Calling Reserve Bank of India’s (RBI’s) move not to cut key policy rates as “anticipated”, the industry, on Tuesday, said lowering of the economic growth projection by the central bank to 5.5 per cent in the current fiscal was a matter of great concern and calls for immediate actions to revive growth and boost investments.

“We understand the decision of the RBI on the rates. We draw heart from the statement of the RBI saying that had it not been for the volatility, the rates could have been reduced, since inflation has started to moderate. We see this as a softening of stance by the RBI,” Confederation of Indian Industry (CII) President Kris Gopalakrishnan said.

The industry body, however, added that the moderation of growth outlook by the RBI was a matter of great concern and that actions on multiple fronts were required to help the economy revive.

Stating that RBI’s decision to keep all key rates unchanged was on expected lines, the newly-appointed President of Associated Chambers of Commerce and Industry of India (Assocham) Rana Kapoor said, “I hope the recent steps taken by the RBI on the exchange rate front will be promptly and adequately complemented by structural and administrative measures from the government to rationalise imports and encourage exports, while intensifying efforts to attract durable foreign investment, thereby allowing the RBI to gradually roll back its recently implemented measures.”

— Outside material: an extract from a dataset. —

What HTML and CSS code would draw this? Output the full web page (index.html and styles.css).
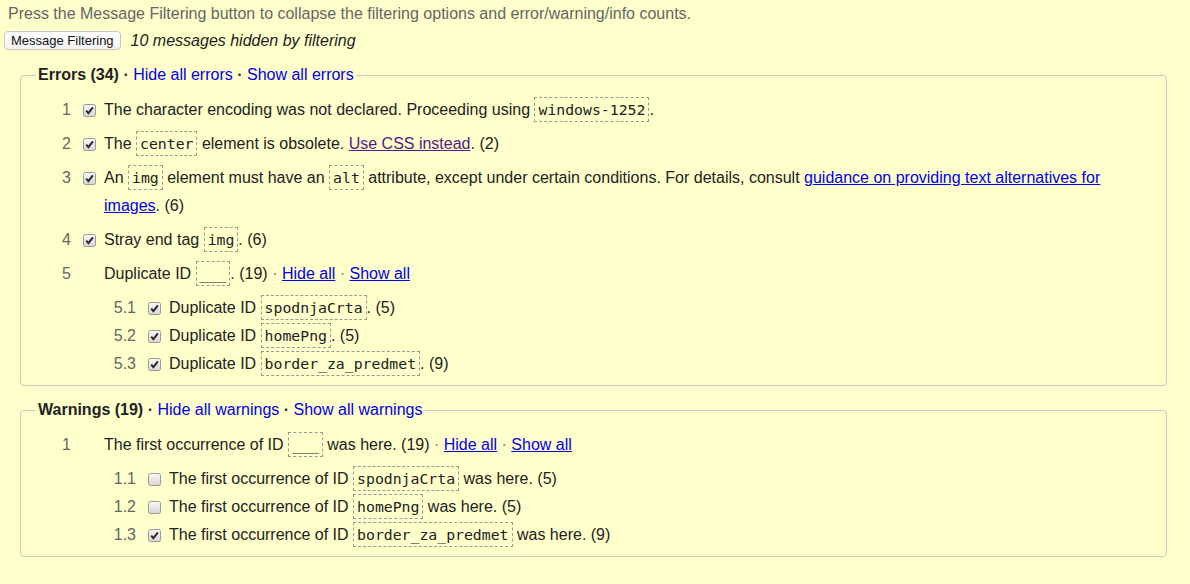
FILE: index.html
```html
<!DOCTYPE html>
<html lang="en">
<head>
<meta charset="utf-8">
<title>Message Filtering</title>
<link rel="stylesheet" href="styles.css">
</head>
<body>
<svg class="defs" width="0" height="0" aria-hidden="true">
  <defs>
    <linearGradient id="cbg" x1="0" y1="0" x2="0" y2="1">
      <stop offset="0" stop-color="#fafafa"/>
      <stop offset="1" stop-color="#d6d6d6"/>
    </linearGradient>
  </defs>
</svg>

<p class="intro">Press the Message Filtering button to collapse the filtering options and error/warning/info counts.</p>
<div class="controls">
  <button class="filter-btn" type="button">Message Filtering</button>
  <span class="hidden-count">10 messages hidden by filtering</span>
</div>

<fieldset class="group">
  <legend><strong>Errors (34)</strong> <span class="dot">·</span> <a href="#">Hide all errors</a> <span class="dot">·</span> <a href="#">Show all errors</a></legend>
  <ol class="items">
    <li>
      <div class="row">
        <span class="num">1</span>
        <span class="cb"><svg width="13" height="13" viewBox="0 0 13 13"><rect x="0.5" y="0.5" width="12" height="12" rx="2" fill="url(#cbg)" stroke="#999"/><path d="M3.2 6.6 L5.4 9.1 L9.9 3.4" fill="none" stroke="#2a2a2a" stroke-width="2"/></svg></span>
        <div class="msg">The character encoding was not declared. Proceeding using <code>windows-1252</code>.</div>
      </div>
    </li>
    <li>
      <div class="row">
        <span class="num">2</span>
        <span class="cb"><svg width="13" height="13" viewBox="0 0 13 13"><rect x="0.5" y="0.5" width="12" height="12" rx="2" fill="url(#cbg)" stroke="#999"/><path d="M3.2 6.6 L5.4 9.1 L9.9 3.4" fill="none" stroke="#2a2a2a" stroke-width="2"/></svg></span>
        <div class="msg">The <code>center</code> element is obsolete. <a class="visited" href="#">Use CSS instead</a>. (2)</div>
      </div>
    </li>
    <li>
      <div class="row">
        <span class="num">3</span>
        <span class="cb"><svg width="13" height="13" viewBox="0 0 13 13"><rect x="0.5" y="0.5" width="12" height="12" rx="2" fill="url(#cbg)" stroke="#999"/><path d="M3.2 6.6 L5.4 9.1 L9.9 3.4" fill="none" stroke="#2a2a2a" stroke-width="2"/></svg></span>
        <div class="msg">An <code>img</code> element must have an <code>alt</code> attribute, except under certain conditions. For details, consult <a class="ul" href="#">guidance on providing text alternatives for images</a>. (6)</div>
      </div>
    </li>
    <li>
      <div class="row">
        <span class="num">4</span>
        <span class="cb"><svg width="13" height="13" viewBox="0 0 13 13"><rect x="0.5" y="0.5" width="12" height="12" rx="2" fill="url(#cbg)" stroke="#999"/><path d="M3.2 6.6 L5.4 9.1 L9.9 3.4" fill="none" stroke="#2a2a2a" stroke-width="2"/></svg></span>
        <div class="msg">Stray end tag <code>img</code>. (6)</div>
      </div>
    </li>
    <li>
      <div class="row">
        <span class="num">5</span>
        <span class="cb"></span>
        <div class="msg">Duplicate ID <code>___</code>. (19) <span class="sep">·</span> <a class="ul" href="#">Hide all</a> <span class="sep">·</span> <a class="ul" href="#">Show all</a></div>
      </div>
      <ol class="items sub">
        <li>
          <div class="row">
            <span class="num">5.1</span>
            <span class="cb"><svg width="13" height="13" viewBox="0 0 13 13"><rect x="0.5" y="0.5" width="12" height="12" rx="2" fill="url(#cbg)" stroke="#999"/><path d="M3.2 6.6 L5.4 9.1 L9.9 3.4" fill="none" stroke="#2a2a2a" stroke-width="2"/></svg></span>
            <div class="msg">Duplicate ID <code>spodnjaCrta</code>. (5)</div>
          </div>
        </li>
        <li>
          <div class="row">
            <span class="num">5.2</span>
            <span class="cb"><svg width="13" height="13" viewBox="0 0 13 13"><rect x="0.5" y="0.5" width="12" height="12" rx="2" fill="url(#cbg)" stroke="#999"/><path d="M3.2 6.6 L5.4 9.1 L9.9 3.4" fill="none" stroke="#2a2a2a" stroke-width="2"/></svg></span>
            <div class="msg">Duplicate ID <code>homePng</code>. (5)</div>
          </div>
        </li>
        <li>
          <div class="row">
            <span class="num">5.3</span>
            <span class="cb"><svg width="13" height="13" viewBox="0 0 13 13"><rect x="0.5" y="0.5" width="12" height="12" rx="2" fill="url(#cbg)" stroke="#999"/><path d="M3.2 6.6 L5.4 9.1 L9.9 3.4" fill="none" stroke="#2a2a2a" stroke-width="2"/></svg></span>
            <div class="msg">Duplicate ID <code>border_za_predmet</code>. (9)</div>
          </div>
        </li>
      </ol>
    </li>
  </ol>
</fieldset>

<fieldset class="group">
  <legend><strong>Warnings (19)</strong> <span class="dot">·</span> <a href="#">Hide all warnings</a> <span class="dot">·</span> <a href="#">Show all warnings</a></legend>
  <ol class="items">
    <li>
      <div class="row">
        <span class="num">1</span>
        <span class="cb"></span>
        <div class="msg">The first occurrence of ID <code>___</code> was here. (19) <span class="sep">·</span> <a class="ul" href="#">Hide all</a> <span class="sep">·</span> <a class="ul" href="#">Show all</a></div>
      </div>
      <ol class="items sub">
        <li>
          <div class="row">
            <span class="num">1.1</span>
            <span class="cb"><svg width="13" height="13" viewBox="0 0 13 13"><rect x="0.5" y="0.5" width="12" height="12" rx="2" fill="url(#cbg)" stroke="#999"/></svg></span>
            <div class="msg">The first occurrence of ID <code>spodnjaCrta</code> was here. (5)</div>
          </div>
        </li>
        <li>
          <div class="row">
            <span class="num">1.2</span>
            <span class="cb"><svg width="13" height="13" viewBox="0 0 13 13"><rect x="0.5" y="0.5" width="12" height="12" rx="2" fill="url(#cbg)" stroke="#999"/></svg></span>
            <div class="msg">The first occurrence of ID <code>homePng</code> was here. (5)</div>
          </div>
        </li>
        <li>
          <div class="row">
            <span class="num">1.3</span>
            <span class="cb"><svg width="13" height="13" viewBox="0 0 13 13"><rect x="0.5" y="0.5" width="12" height="12" rx="2" fill="url(#cbg)" stroke="#999"/><path d="M3.2 6.6 L5.4 9.1 L9.9 3.4" fill="none" stroke="#2a2a2a" stroke-width="2"/></svg></span>
            <div class="msg">The first occurrence of ID <code>border_za_predmet</code> was here. (9)</div>
          </div>
        </li>
      </ol>
    </li>
  </ol>
</fieldset>
</body>
</html>
```
FILE: styles.css
```css
html, body {
  margin: 0;
  padding: 0;
  background: #ffffcc;
}

body {
  font-family: "Liberation Sans", Arial, sans-serif;
  font-size: 16px;
  color: #222;
}

.defs {
  position: absolute;
  width: 0;
  height: 0;
}

.intro {
  margin: 0;
  padding: 5px 8px 0;
  line-height: 18px;
  color: #666;
}

.controls {
  display: flex;
  align-items: center;
  gap: 10px;
  margin-top: 8px;
  padding-left: 4px;
  height: 19px;
}

.filter-btn {
  font-family: "Liberation Sans", Arial, sans-serif;
  font-size: 13px;
  line-height: 15px;
  height: 19px;
  padding: 1px 6px;
  border: 1px solid #c4c4c4;
  border-radius: 4px;
  background: linear-gradient(#ffffff, #f4f4f4);
  color: #111;
}

.hidden-count {
  font-style: italic;
  line-height: 19px;
}

.group {
  margin: 16px 23px 0 20px;
  padding: 12px 15px 7px 15px;
  border: 1px solid #c8c8c8;
  border-radius: 4px;
  min-width: 0;
}

.group + .group {
  margin-top: 15px;
}

.group legend {
  padding: 0 2px;
  line-height: 18px;
  color: #222;
}

.group legend strong {
  font-weight: bold;
}

.dot {
  font-weight: bold;
  color: #333;
}

a {
  color: #0000ee;
  text-decoration: none;
}

a.ul {
  text-decoration: underline;
}

a.visited {
  color: #551a8b;
  text-decoration: underline;
}

.sep {
  color: #777;
}

.items {
  list-style: none;
  margin: 0;
  padding: 0;
}

.items > li + li {
  margin-top: 6px;
}

.items.sub {
  margin: 6px 0 0 65px;
}

.items.sub > li + li {
  margin-top: 0;
}

.row {
  display: flex;
  align-items: flex-start;
  line-height: 28px;
}

.num {
  flex: 0 0 35px;
  text-align: right;
  color: #666;
}

.cb {
  flex: 0 0 13px;
  height: 28px;
  margin: 0 8px 0 12px;
  display: flex;
  align-items: center;
}

.cb svg {
  display: block;
}

.msg {
  flex: 1;
  min-width: 0;
}

code {
  font-family: "DejaVu Sans Mono", monospace;
  font-size: 14.8px;
  line-height: 17px;
  padding: 3px 3px;
  border: 1px dashed #999;
  color: #222;
}
```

Federation of Indian Chambers of Commerce and Industry (FICCI) Secretary-General A. Didar Singh said, “The decision of the central bank to hold back cut in the repo rate was anticipated as the entire focus at present seems centred on supporting the rupee. However, we cannot lose sight of the fact that industrial growth remains worrisome.” “Investors, it seems, have parked themselves on the fence and remain wary of undertaking fresh investments primarily due to high interest costs,” he added.

The industry said that though a slew of reform measures had been rolled out, the implementation process had to be strengthened.

Naresh Takkar, Managing Director and CEO of ICRA, said, “We welcome the RBI’s statement to gradually roll back the recent liquidity tightening measures though it could be pushed back given the heightened external sector risks. Accordingly, interest rates are likely to remain sticky and at elevated levels over the next few weeks… We anticipate the RBI to ease its stance in the second-half of the fiscal only after visible signs of stability of the foreign exchange markets and moderation of inflationary expectations.”